What you have to do:
Leave out the pictures, and retype only the lines from the beginning of the material through the line that contains "text-left px-[18px] pt-[18px]", including both.

Data:

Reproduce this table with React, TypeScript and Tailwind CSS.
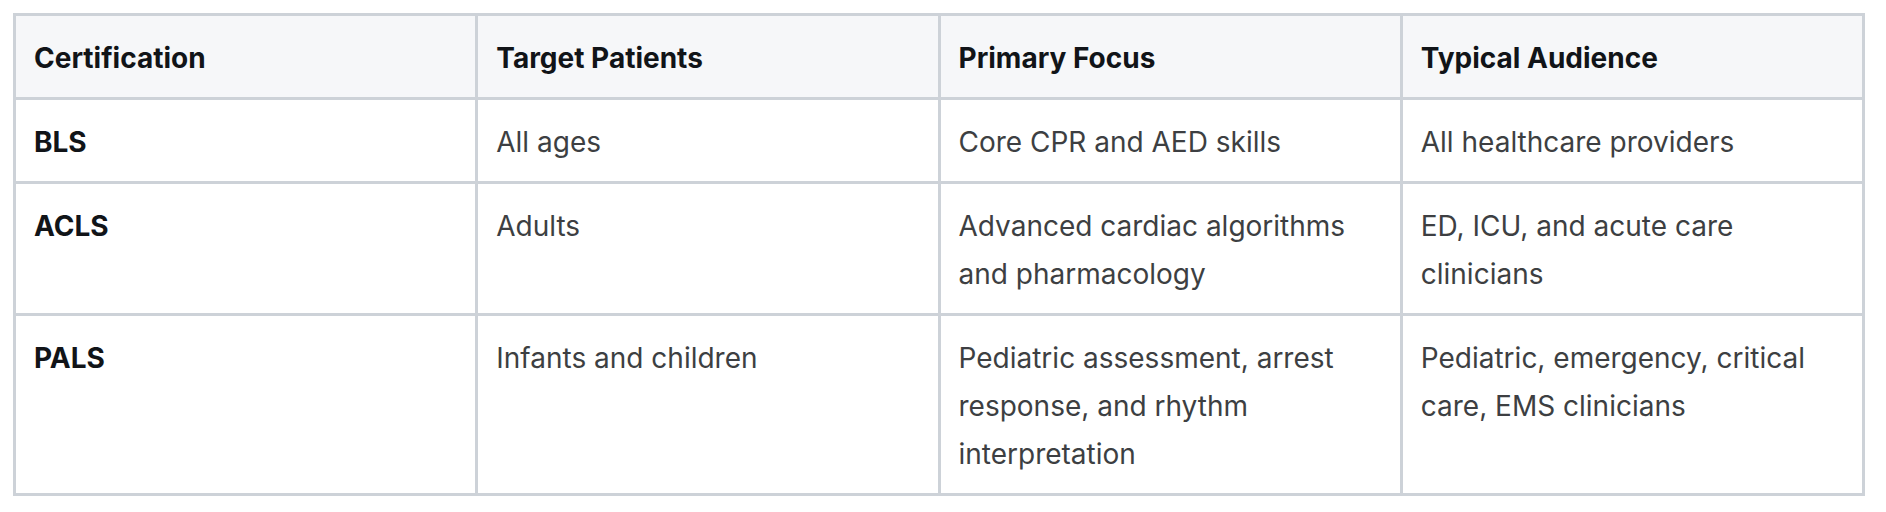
const rows = [
  {
    cert: "BLS",
    patients: "All ages",
    focus: "Core CPR and AED skills",
    audience: "All healthcare providers",
  },
  {
    cert: "ACLS",
    patients: "Adults",
    focus: "Advanced cardiac algorithms and pharmacology",
    audience: "ED, ICU, and acute care clinicians",
  },
  {
    cert: "PALS",
    patients: "Infants and children",
    focus: "Pediatric assessment, arrest response, and rhythm interpretation",
    audience: "Pediatric, emergency, critical care, EMS clinicians",
  },
];

const headers = ["Certification", "Target Patients", "Primary Focus", "Typical Audience"];

const cell =
  "align-top text-left px-[18px] pt-[18px] pb-[15px] border-r-[3px] border-b-[3px] border-[#cdd2d8]";

export default function App() {
  return (
    <div
      className="bg-white min-h-screen pl-[13px] pr-[21px] pt-[13px]"
      style={{ fontFamily: "Inter, 'Noto Sans', sans-serif" }}
    >
      <table className="w-full table-fixed border-separate border-spacing-0 border-l-[3px] border-t-[3px] border-[#cdd2d8] text-[28px] leading-[48px]">
        <thead>
          <tr className="bg-[#f6f7f9]">
            {headers.map((h) => (
              <th key={h} className={`${cell} font-bold text-[#111418]`}>
                {h}
              </th>
            ))}
          </tr>
        </thead>
        <tbody>
          {rows.map((r) => (
            <tr key={r.cert}>
              <td className={`${cell} font-bold text-[#111418]`}>{r.cert}</td>
              <td className={`${cell} text-[#3d3f42]`}>{r.patients}</td>
              <td className={`${cell} text-[#3d3f42]`}>{r.focus}</td>
              <td className={`${cell} text-[#3d3f42]`}>{r.audience}</td>
            </tr>
          ))}
        </tbody>
      </table>
    </div>
  );
}
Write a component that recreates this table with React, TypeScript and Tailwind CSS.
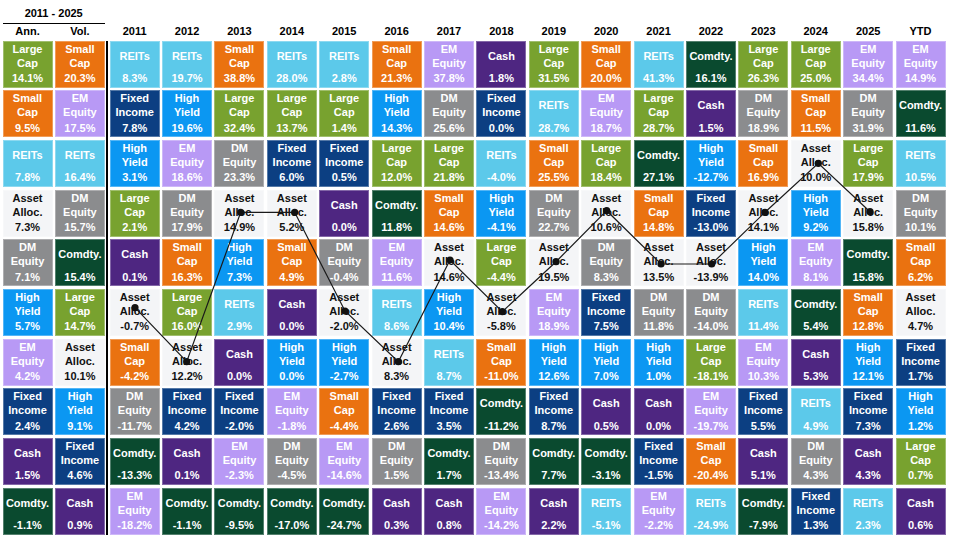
import React from "react";

type Key = "LC" | "SC" | "RE" | "EM" | "DM" | "FI" | "HY" | "CA" | "CO" | "AA";

const ASSETS: Record<Key, { name: string[]; bg: string; dark?: boolean }> = {
  LC: { name: ["Large", "Cap"], bg: "bg-[#78a22f]" },
  SC: { name: ["Small", "Cap"], bg: "bg-[#ea7210]" },
  RE: { name: ["REITs"], bg: "bg-[#5cc9ea]" },
  EM: { name: ["EM", "Equity"], bg: "bg-[#b899f5]" },
  DM: { name: ["DM", "Equity"], bg: "bg-[#8b8c8e]" },
  FI: { name: ["Fixed", "Income"], bg: "bg-[#0c3f82]" },
  HY: { name: ["High", "Yield"], bg: "bg-[#0b97f2]" },
  CA: { name: ["Cash"], bg: "bg-[#4e2681]" },
  CO: { name: ["Comdty."], bg: "bg-[#0a4a2f]" },
  AA: { name: ["Asset", "Alloc."], bg: "bg-[#f4f5f7]", dark: true },
};

// "KEY value" per cell, top row first
const LEFT: [string, string[]][] = [
  ["Ann.", ["LC 14.1%", "SC 9.5%", "RE 7.8%", "AA 7.3%", "DM 7.1%", "HY 5.7%", "EM 4.2%", "FI 2.4%", "CA 1.5%", "CO -1.1%"]],
  ["Vol.", ["SC 20.3%", "EM 17.5%", "RE 16.4%", "DM 15.7%", "CO 15.4%", "LC 14.7%", "AA 10.1%", "HY 9.1%", "FI 4.6%", "CA 0.9%"]],
];

const YEARS: [string, string[]][] = [
  ["2011", ["RE 8.3%", "FI 7.8%", "HY 3.1%", "LC 2.1%", "CA 0.1%", "AA -0.7%", "SC -4.2%", "DM -11.7%", "CO -13.3%", "EM -18.2%"]],
  ["2012", ["RE 19.7%", "HY 19.6%", "EM 18.6%", "DM 17.9%", "SC 16.3%", "LC 16.0%", "AA 12.2%", "FI 4.2%", "CA 0.1%", "CO -1.1%"]],
  ["2013", ["SC 38.8%", "LC 32.4%", "DM 23.3%", "AA 14.9%", "HY 7.3%", "RE 2.9%", "CA 0.0%", "FI -2.0%", "EM -2.3%", "CO -9.5%"]],
  ["2014", ["RE 28.0%", "LC 13.7%", "FI 6.0%", "AA 5.2%", "SC 4.9%", "CA 0.0%", "HY 0.0%", "EM -1.8%", "DM -4.5%", "CO -17.0%"]],
  ["2015", ["RE 2.8%", "LC 1.4%", "FI 0.5%", "CA 0.0%", "DM -0.4%", "AA -2.0%", "HY -2.7%", "SC -4.4%", "EM -14.6%", "CO -24.7%"]],
  ["2016", ["SC 21.3%", "HY 14.3%", "LC 12.0%", "CO 11.8%", "EM 11.6%", "RE 8.6%", "AA 8.3%", "FI 2.6%", "DM 1.5%", "CA 0.3%"]],
  ["2017", ["EM 37.8%", "DM 25.6%", "LC 21.8%", "SC 14.6%", "AA 14.6%", "HY 10.4%", "RE 8.7%", "FI 3.5%", "CO 1.7%", "CA 0.8%"]],
  ["2018", ["CA 1.8%", "FI 0.0%", "RE -4.0%", "HY -4.1%", "LC -4.4%", "AA -5.8%", "SC -11.0%", "CO -11.2%", "DM -13.4%", "EM -14.2%"]],
  ["2019", ["LC 31.5%", "RE 28.7%", "SC 25.5%", "DM 22.7%", "AA 19.5%", "EM 18.9%", "HY 12.6%", "FI 8.7%", "CO 7.7%", "CA 2.2%"]],
  ["2020", ["SC 20.0%", "EM 18.7%", "LC 18.4%", "AA 10.6%", "DM 8.3%", "FI 7.5%", "HY 7.0%", "CA 0.5%", "CO -3.1%", "RE -5.1%"]],
  ["2021", ["RE 41.3%", "LC 28.7%", "CO 27.1%", "SC 14.8%", "AA 13.5%", "DM 11.8%", "HY 1.0%", "CA 0.0%", "FI -1.5%", "EM -2.2%"]],
  ["2022", ["CO 16.1%", "CA 1.5%", "HY -12.7%", "FI -13.0%", "AA -13.9%", "DM -14.0%", "LC -18.1%", "EM -19.7%", "SC -20.4%", "RE -24.9%"]],
  ["2023", ["LC 26.3%", "DM 18.9%", "SC 16.9%", "AA 14.1%", "HY 14.0%", "RE 11.4%", "EM 10.3%", "FI 5.5%", "CA 5.1%", "CO -7.9%"]],
  ["2024", ["LC 25.0%", "SC 11.5%", "AA 10.0%", "HY 9.2%", "EM 8.1%", "CO 5.4%", "CA 5.3%", "RE 4.9%", "DM 4.3%", "FI 1.3%"]],
  ["2025", ["EM 34.4%", "DM 31.9%", "LC 17.9%", "AA 15.8%", "CO 15.8%", "SC 12.8%", "HY 12.1%", "FI 7.3%", "CA 4.3%", "RE 2.3%"]],
  ["YTD", ["EM 14.9%", "CO 11.6%", "RE 10.5%", "DM 10.1%", "SC 6.2%", "AA 4.7%", "FI 1.7%", "HY 1.2%", "LC 0.7%", "CA 0.6%"]],
];

// asset allocation dots, 2011 → 2025
const DOTS: [number, number][] = [
  [135, 307.7], [186.7, 361.7], [240.7, 212.3], [294.7, 212.3], [345, 311],
  [398.3, 361.7], [450, 260], [502.3, 311.7], [556, 261.7], [606.7, 210.7],
  [661, 264], [711.7, 264], [765, 212.3], [818.3, 163.3], [870, 211.7],
];

function Cell({ spec }: { spec: string }) {
  const [k, value] = spec.split(" ");
  const a = ASSETS[k as Key];
  return (
    <div className={`flex flex-col border border-white/30 ${a.bg} ${a.dark ? "text-[#111]" : "text-white"}`}>
      <div className="flex h-[28px] flex-col justify-center">
        {a.name.map((n) => (
          <div key={n} className="leading-[14px]">{n}</div>
        ))}
      </div>
      <div className="flex flex-1 items-center justify-center leading-[14px]">{value}</div>
    </div>
  );
}

function Column({ label, cells }: { label: string; cells: string[] }) {
  return (
    <>
      <div className="flex items-center justify-center text-[11px] leading-[13px] text-black">{label}</div>
      {cells.map((c, i) => (
        <Cell key={i} spec={c} />
      ))}
    </>
  );
}

export default function App() {
  return (
    <div className="relative h-[542px] w-[975px] overflow-hidden bg-white pl-[2.5px] font-['Liberation_Sans',Arial,sans-serif] text-[11px] font-bold">
      <div className="w-[102.4px] pt-[6px]">
        <div className="text-center leading-[14px] text-black">2011 - 2025</div>
        <div className="mt-[2.5px] h-[1.5px] bg-black" />
      </div>

      <div className="mt-[1px] grid grid-flow-col grid-cols-[50px_50px_0px_repeat(16,50px)] grid-rows-[13px_repeat(10,47px)] gap-x-[2.4px] gap-y-[2.67px] text-center">
        {LEFT.map(([l, c]) => (
          <Column key={l} label={l} cells={c} />
        ))}
        <div />
        <div className="row-span-10 -ml-[1px] w-[2px] bg-black" />
        {YEARS.map(([l, c]) => (
          <Column key={l} label={l} cells={c} />
        ))}
      </div>

      <svg className="pointer-events-none absolute inset-0" width={975} height={542}>
        <polyline
          points={DOTS.map(([x, y]) => `${x},${y}`).join(" ")}
          fill="none"
          stroke="#1a1a1a"
          strokeWidth={1.2}
        />
        {DOTS.map(([x, y], i) => (
          <circle key={i} cx={x} cy={y} r={3.6} fill="#111" />
        ))}
      </svg>
    </div>
  );
}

Task output:
Reproduce this table with React, TypeScript and Tailwind CSS.
const rows = [
  {
    cert: "BLS",
    patients: "All ages",
    focus: "Core CPR and AED skills",
    audience: "All healthcare providers",
  },
  {
    cert: "ACLS",
    patients: "Adults",
    focus: "Advanced cardiac algorithms and pharmacology",
    audience: "ED, ICU, and acute care clinicians",
  },
  {
    cert: "PALS",
    patients: "Infants and children",
    focus: "Pediatric assessment, arrest response, and rhythm interpretation",
    audience: "Pediatric, emergency, critical care, EMS clinicians",
  },
];

const headers = ["Certification", "Target Patients", "Primary Focus", "Typical Audience"];

const cell =
  "align-top text-left px-[18px] pt-[18px] pb-[15px] border-r-[3px] border-b-[3px] border-[#cdd2d8]";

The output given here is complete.